## [Given information]
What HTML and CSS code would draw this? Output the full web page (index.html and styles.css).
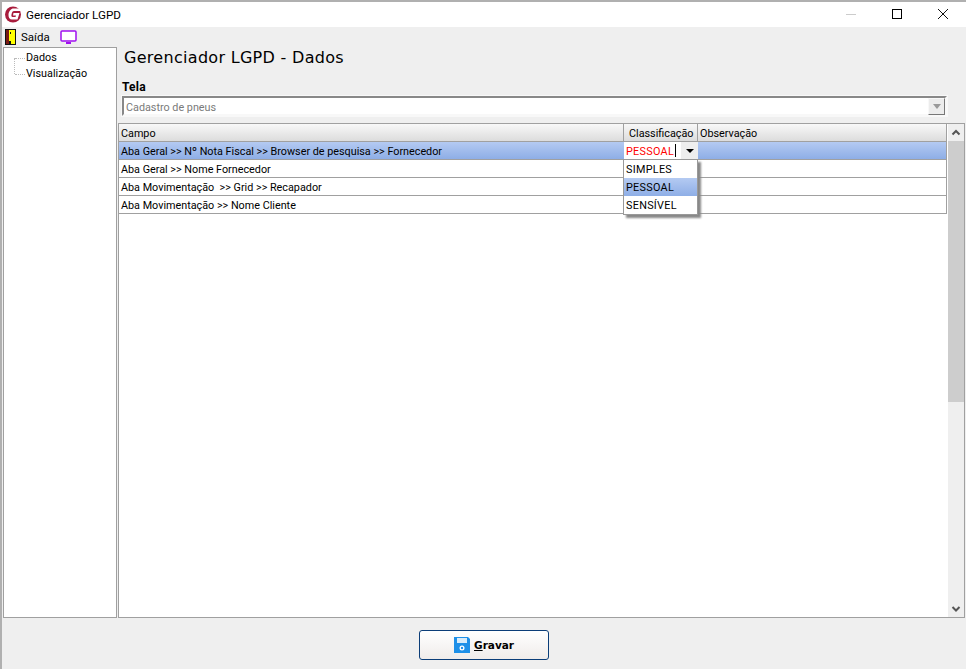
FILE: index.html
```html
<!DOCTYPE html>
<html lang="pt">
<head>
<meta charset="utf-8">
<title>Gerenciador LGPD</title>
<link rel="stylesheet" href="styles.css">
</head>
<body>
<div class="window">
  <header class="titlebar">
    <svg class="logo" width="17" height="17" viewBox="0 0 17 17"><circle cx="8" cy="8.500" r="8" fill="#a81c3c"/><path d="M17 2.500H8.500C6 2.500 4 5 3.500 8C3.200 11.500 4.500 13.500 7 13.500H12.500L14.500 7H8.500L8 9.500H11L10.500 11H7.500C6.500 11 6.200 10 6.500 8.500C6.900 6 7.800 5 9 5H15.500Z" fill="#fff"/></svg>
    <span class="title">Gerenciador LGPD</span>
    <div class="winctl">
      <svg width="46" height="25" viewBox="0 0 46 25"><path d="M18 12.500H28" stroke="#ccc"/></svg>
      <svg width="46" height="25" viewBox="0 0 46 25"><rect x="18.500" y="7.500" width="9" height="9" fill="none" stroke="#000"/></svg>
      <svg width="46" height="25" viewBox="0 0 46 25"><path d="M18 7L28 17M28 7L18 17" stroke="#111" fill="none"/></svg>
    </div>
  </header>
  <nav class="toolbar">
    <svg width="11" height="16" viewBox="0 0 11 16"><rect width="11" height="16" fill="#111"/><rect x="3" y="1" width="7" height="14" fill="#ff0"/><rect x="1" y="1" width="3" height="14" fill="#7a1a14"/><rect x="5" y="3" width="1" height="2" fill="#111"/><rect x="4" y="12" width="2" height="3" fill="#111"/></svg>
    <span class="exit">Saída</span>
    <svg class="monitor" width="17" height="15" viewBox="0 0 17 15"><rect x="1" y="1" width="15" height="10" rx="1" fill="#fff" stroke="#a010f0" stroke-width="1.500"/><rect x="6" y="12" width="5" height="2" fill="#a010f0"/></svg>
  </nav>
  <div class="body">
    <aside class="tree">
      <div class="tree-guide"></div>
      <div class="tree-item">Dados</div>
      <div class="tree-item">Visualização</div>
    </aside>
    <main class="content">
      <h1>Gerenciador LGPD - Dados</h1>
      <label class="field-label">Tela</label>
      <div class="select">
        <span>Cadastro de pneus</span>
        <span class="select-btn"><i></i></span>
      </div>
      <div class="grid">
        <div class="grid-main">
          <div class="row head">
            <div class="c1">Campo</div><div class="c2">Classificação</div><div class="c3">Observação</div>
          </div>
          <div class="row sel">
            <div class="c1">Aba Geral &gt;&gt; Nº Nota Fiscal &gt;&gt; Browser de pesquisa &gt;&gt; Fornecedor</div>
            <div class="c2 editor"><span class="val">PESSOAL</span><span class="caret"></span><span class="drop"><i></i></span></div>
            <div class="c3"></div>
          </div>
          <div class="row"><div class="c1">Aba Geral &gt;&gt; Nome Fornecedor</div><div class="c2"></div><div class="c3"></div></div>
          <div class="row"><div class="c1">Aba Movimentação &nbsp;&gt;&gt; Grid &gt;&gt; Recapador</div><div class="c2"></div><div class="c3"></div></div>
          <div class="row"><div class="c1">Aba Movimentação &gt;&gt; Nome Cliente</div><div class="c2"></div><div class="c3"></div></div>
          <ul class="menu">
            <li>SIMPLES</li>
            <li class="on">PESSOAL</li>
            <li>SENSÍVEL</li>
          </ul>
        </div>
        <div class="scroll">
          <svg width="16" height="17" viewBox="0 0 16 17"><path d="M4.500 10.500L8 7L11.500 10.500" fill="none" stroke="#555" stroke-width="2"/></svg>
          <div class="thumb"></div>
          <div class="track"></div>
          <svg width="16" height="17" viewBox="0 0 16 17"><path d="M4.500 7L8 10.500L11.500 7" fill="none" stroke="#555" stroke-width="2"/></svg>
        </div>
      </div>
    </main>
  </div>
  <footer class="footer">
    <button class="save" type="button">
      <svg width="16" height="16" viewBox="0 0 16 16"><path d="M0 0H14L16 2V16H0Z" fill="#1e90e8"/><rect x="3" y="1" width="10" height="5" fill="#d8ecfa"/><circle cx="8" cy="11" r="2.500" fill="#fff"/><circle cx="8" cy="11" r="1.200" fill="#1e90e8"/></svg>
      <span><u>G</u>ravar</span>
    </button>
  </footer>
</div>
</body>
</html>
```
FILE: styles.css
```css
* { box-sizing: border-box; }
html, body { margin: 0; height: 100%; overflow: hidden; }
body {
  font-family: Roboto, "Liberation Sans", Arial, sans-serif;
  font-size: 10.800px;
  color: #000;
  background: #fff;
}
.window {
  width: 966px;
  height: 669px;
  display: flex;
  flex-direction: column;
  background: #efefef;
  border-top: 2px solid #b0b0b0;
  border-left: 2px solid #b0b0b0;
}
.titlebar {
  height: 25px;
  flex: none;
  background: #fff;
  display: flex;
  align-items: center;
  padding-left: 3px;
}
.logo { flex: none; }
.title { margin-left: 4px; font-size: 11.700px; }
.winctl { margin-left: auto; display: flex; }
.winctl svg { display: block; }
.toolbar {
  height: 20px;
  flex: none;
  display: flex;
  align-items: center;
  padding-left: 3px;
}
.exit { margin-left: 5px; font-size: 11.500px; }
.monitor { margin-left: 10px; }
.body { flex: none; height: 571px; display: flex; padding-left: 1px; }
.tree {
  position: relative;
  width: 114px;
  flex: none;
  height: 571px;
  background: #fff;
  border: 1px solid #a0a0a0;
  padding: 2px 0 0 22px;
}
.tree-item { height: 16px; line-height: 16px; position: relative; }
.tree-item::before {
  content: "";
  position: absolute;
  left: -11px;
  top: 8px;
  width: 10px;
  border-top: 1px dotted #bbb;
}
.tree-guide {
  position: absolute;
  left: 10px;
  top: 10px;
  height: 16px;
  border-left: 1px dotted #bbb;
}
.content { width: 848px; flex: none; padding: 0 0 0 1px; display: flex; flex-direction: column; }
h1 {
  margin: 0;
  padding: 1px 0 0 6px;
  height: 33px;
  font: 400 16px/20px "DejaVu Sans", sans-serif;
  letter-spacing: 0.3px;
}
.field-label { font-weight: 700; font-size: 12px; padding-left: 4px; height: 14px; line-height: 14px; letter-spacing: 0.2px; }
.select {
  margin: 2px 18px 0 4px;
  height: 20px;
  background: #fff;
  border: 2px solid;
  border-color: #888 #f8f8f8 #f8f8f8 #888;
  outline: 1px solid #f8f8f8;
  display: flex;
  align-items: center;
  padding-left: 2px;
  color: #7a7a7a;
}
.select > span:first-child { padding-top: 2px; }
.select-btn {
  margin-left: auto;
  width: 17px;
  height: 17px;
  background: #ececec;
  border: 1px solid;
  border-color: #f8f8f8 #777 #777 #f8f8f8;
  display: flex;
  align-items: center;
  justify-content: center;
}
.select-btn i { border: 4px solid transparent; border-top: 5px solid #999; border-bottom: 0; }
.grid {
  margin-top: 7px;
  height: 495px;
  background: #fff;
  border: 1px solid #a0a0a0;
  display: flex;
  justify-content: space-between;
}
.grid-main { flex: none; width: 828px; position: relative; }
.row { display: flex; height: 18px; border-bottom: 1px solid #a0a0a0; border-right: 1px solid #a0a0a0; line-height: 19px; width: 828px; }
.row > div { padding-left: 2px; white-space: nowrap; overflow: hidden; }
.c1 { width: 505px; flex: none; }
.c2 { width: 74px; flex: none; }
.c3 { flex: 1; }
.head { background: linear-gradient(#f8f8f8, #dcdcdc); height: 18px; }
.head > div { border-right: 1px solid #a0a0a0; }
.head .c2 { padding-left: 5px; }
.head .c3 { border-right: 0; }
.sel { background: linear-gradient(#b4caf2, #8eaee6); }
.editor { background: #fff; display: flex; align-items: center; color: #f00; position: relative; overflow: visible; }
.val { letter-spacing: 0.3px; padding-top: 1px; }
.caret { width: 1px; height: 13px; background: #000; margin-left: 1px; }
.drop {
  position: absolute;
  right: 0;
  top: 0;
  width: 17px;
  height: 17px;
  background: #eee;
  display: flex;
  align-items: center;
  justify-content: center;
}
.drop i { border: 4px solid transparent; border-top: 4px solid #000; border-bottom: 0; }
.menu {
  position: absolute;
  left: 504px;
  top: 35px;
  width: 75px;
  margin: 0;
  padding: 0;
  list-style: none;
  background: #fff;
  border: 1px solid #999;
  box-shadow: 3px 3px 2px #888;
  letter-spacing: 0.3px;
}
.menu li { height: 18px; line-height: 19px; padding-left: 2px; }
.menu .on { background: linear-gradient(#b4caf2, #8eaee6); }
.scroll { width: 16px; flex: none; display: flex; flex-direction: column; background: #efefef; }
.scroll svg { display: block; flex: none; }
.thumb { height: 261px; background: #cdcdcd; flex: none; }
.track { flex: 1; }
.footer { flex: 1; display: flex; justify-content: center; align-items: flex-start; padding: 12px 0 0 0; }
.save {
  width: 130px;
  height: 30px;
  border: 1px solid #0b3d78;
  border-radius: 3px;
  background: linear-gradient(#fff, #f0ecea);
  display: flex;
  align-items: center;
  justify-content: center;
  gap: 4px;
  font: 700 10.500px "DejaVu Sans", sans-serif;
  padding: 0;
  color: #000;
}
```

## [Objective]
Copy out each line that contains the word "index".

## [Exercise response]
What HTML and CSS code would draw this? Output the full web page (index.html and styles.css).
FILE: index.html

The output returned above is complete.